Accounting for Purchase of Business
In accounting, a business combination is a transaction that gives your company control of one or more businesses. The term applies to both mergers and to purchasing another company. Your company accounts have to record the new assets and any debts you acquired in the purchase. The accounting also has to track the goodwill gained from the purchase, and any extra money spent for purchase besides the purchase price.
When your company makes the purchase, it buys all the business's liabilities and assets. Your company's financial statements must recognize your new assets. The dollar amount you report for each new asset is the fair-market value at the time you bought the company. You do the same thing with liabilities and report them as your own.
If you acquire any of the company's assets or liabilities in separate transactions, record them separately in your accounts. In this case, they are not part of the company purchase.
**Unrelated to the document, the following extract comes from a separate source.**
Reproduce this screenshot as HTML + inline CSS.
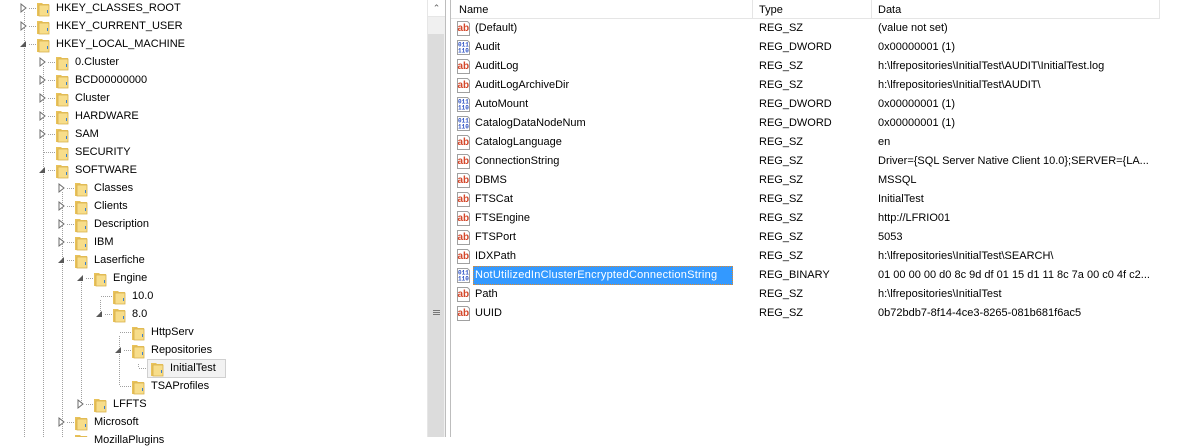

Some assets or liabilities are contingent, depending on the outcome of a lawsuit or a contract. If, say, the business you take over is being sued, the possibility of losing the lawsuit is a contingent liability. You do not always recognize contingent liabilities or assets in the financial statements.
Only contingencies that are likely to occur happen go on the books, and only if you can estimate the probable value. If unrecorded contingencies come to pass, you recognize the gain or loss then.
Goodwill is the value of the company minus the market value of the tangible assets acquired in the purchase. To figure out the value of the company, you add the price you paid for it to any previous ownership stake you had, plus the value of any other owners' non-controlling shares. Compare the result to the value of the assets.
If, say, you have $650,000 in assets and the company value is $875,000, the goodwill is usually worth $225,000. If the assets and non-controlling interest are worth more than your purchase price, you report the excess as a gain in earnings. For instance, if you buy a $650,000 company for $550,000, that is a $100,000 gain.
Company purchase costs include more than what you paid for the business combination. They include finder's fees, legal and accounting fees, fees for appraising the business value, and consulting and advisory fees. It also includes general administrative costs, such as maintaining an acquisition department or registering bonds to finance the purchase.
Because these costs are not part of what you pay for the company, you report them separately, as expenses. You report these costs in the year you incur them.